我做梦到这里再次惊醒,时间已到中午,我倒在船舱内的船板上。
我从船板上爬起细细再回忆下梦境之后,先隔着窗户缝隙确定下顾川安插在浅湾里已被我发现的耳目的位置,再走出船舱佯装接到个驱邪电话,再收拾背包离开浅湾。
我必须要到外面躲一阵才行。
否则,不等顾川即将带回的猫妖感知到我的预见,我单就随时随地会睡着这事,就能让顾川肉眼可见的怀疑我,梦境已再起变化梦中已能连续预见。
我这次选择去往高原地林芝。
那里,是我之前计划,带小和尚玩遍内蒙古的额尔古纳之后,要去的地方。
单陵混在路边的野猫堆里等着我,在我经过的时候进入路边的草丛中一路跟着我,再在我坐上出租车的时候也上了车,陪我前往机场。
想要带宠物上飞机,首先要带宠物接种狂犬疫苗,然后带着宠物医院出具的狂犬疫苗接种证明到当地申请办理宠物证明,然后才可以给宠物买机票将宠物带上飞机。
我是临时决定远行的,凌小翁来不及为单陵办理宠物证明,即便单陵化为人形也暂没身份证。
单陵只能陪我到机场。
我和单陵到达机场的时候,凌小翁已在机场门口等候。
随着我下车,凌小翁接力单陵,负责继续陪同我。
凌小翁打扮的很是低调,没再穿青色汉服,长发塞在脑子里,还用上了化妆技巧改变了容貌。
我目不斜视着从他身边经过,他不着痕迹着跟上。
我上了飞机堪堪坐下,强烈困意再次袭来。
我再次秒睡,梦中再次以旁观者的角度,重回空阔石墓。
一黑一红棺底紧靠的棺材,各自内里没有多余变化,但两口棺材已调换了位置,已成黑棺在上红棺在下。
黑棺倒扣的棺盖上面铺满了金银珠宝,四具尸身上除了白麻长袍不带其他外物。
两口棺材的棺底并非紧靠一起,而是毫无缝隙的连在一起的。
有红光从一体的两个棺底里透射而出,时隐时现。
赤丹?
我这个时候又隐隐听到海浪声。
这是哪里?
海底么?
我做梦到这里,视线穿透石墓。
石墓外面我视线所经处的四周场景,在我眼前极速分开,变形拉扯着完全看不清楚。
几息之后,我的视线骤然不再极速前冲。
我再次看到,自己跪坐在海底,垂着双手犹如石像般一动不动,湿透的深黑劲装裹在身上,大片大片的血迹从胸口和腰间晕散开来不断染红四周海水。
我做梦到这里猛然惊醒,时间已过去两个小时左右。
又一次预见到自己的死,我有些喘不过气。
凌小翁不知何时已和我旁边的人换了座位,及时给我递来一杯水。
我接过水坐直身体一饮而尽,拿着杯子的手微微颤抖,额头上的冷汗砸落到手背上。
“看到了什么?”凌小翁拿走我手中的杯子低声问询。
“看到了,自己的死。
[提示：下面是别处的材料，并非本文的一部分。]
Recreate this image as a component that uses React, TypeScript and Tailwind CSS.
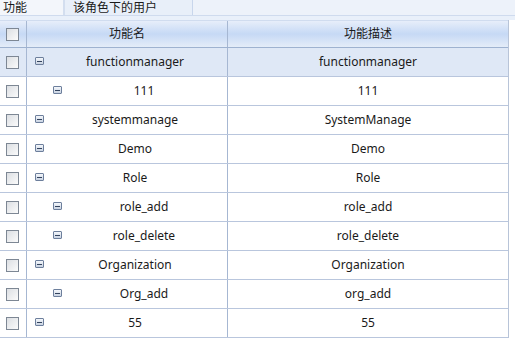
import React from "react";

const rows: { name: string; desc: string; level: number; selected?: boolean }[] = [
  { name: "functionmanager", desc: "functionmanager", level: 0, selected: true },
  { name: "111", desc: "111", level: 1 },
  { name: "systemmanage", desc: "SystemManage", level: 0 },
  { name: "Demo", desc: "Demo", level: 0 },
  { name: "Role", desc: "Role", level: 0 },
  { name: "role_add", desc: "role_add", level: 1 },
  { name: "role_delete", desc: "role_delete", level: 1 },
  { name: "Organization", desc: "Organization", level: 0 },
  { name: "Org_add", desc: "org_add", level: 1 },
  { name: "55", desc: "55", level: 0 },
];

function CheckBox() {
  return (
    <div className="w-[13px] h-[13px] border border-[#7d8794] bg-gradient-to-br from-[#dcdfe3] to-[#fbfbfb]" />
  );
}

function Minus() {
  return (
    <div className="w-[9px] h-[8px] border border-[#6d7f9c] rounded-[1px] bg-gradient-to-b from-[#f4f7fb] to-[#c9d3e2] flex items-center justify-center">
      <div className="w-[5px] h-px bg-[#34445e]" />
    </div>
  );
}

export default function App() {
  return (
    <div
      className="w-[515px] h-[355px] bg-white text-[12px] text-[#1a1a1a] overflow-hidden"
      style={{ fontFamily: '"Noto Sans", "Noto Sans CJK SC", sans-serif' }}
    >
      {/* tabs */}
      <div className="h-[16px] flex bg-[#e4ecf8] border-b border-[#cfdbee]">
        <div className="w-[63px] bg-[#f3f6fb] pl-[3px] leading-[15px] text-[12px]">功能</div>
        <div className="w-[2px] bg-[#d3deef]" />
        <div className="w-[128px] bg-[#e8eff9] pl-[8px] leading-[15px] border-r border-[#c8d6ec]">该角色下的用户</div>
        <div className="flex-1 bg-[#edf2fa]" />
      </div>
      <div className="h-[4px] bg-[#e9f0fa]" />
      {/* table */}
      <div className="w-[509px] border-r border-[#b8c4d8]">
        <div className="h-[28px] flex bg-gradient-to-b from-[#e7eefa] via-[#c6d9f5] to-[#e4ecf8] border-b border-[#9eb2d0] border-t border-t-[#d0dcef]">
          <div className="w-[27px] shrink-0 border-r border-[#a6b7d2] flex items-center justify-center pr-[2px]">
            <CheckBox />
          </div>
          <div className="w-[201px] shrink-0 border-r border-[#a6b7d2] flex items-center justify-center">功能名</div>
          <div className="flex-1 flex items-center justify-center">功能描述</div>
        </div>
        {rows.map((r, i) => (
          <div
            key={i}
            className={`h-[29px] flex border-b border-[#b9c6dd] ${r.selected ? "bg-[#dfe8f6]" : "bg-white"}`}
          >
            <div className="w-[27px] shrink-0 border-r border-[#a6b7d2] flex items-center justify-center pr-[2px]">
              <CheckBox />
            </div>
            <div
              className={`w-[201px] shrink-0 border-r border-[#a6b7d2] relative flex items-center justify-center ${
                r.level === 1 ? "pl-[34px]" : "pl-[16px]"
              }`}
            >
              <div className={`absolute top-[9px] ${r.level === 1 ? "left-[26px]" : "left-[8px]"}`}>
                <Minus />
              </div>
              <span>{r.name}</span>
            </div>
            <div className="flex-1 flex items-center justify-center">{r.desc}</div>
          </div>
        ))}
      </div>
    </div>
  );
}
”我靠回椅背闭上了双眼,尽量摒弃多余情绪,再去总结连续预见之后梦境的用时变化规律。
我除了第一次用时不足三秒,剩余三次都在按半数递减。
接下来我的再次预见,用时或许只需一个小时左右。
或许,等我再能用时不足三秒,强烈困意袭来必须秒睡的状况就会改善,我也能不用非等到强烈困意来袭之后才能睡着。
也或许,到时候我再预见也能避开猫妖的感知。
有什么东西这个时候直朝着我的面门而来,情绪不稳的我心中警铃大响,条件反射着快速抬手一把扼住。
我的手速超过了眼睛睁开的速度。
我的一把扼住带起凌小翁的闷声惨呼。
我死死扼住的,是他的手腕。
他手里拿着一张纸巾,只是想要给我擦汗而已。
尽管我有及时再松开他的手腕,他的手腕也已被我扼紫,脉搏处的深深指印很久才消。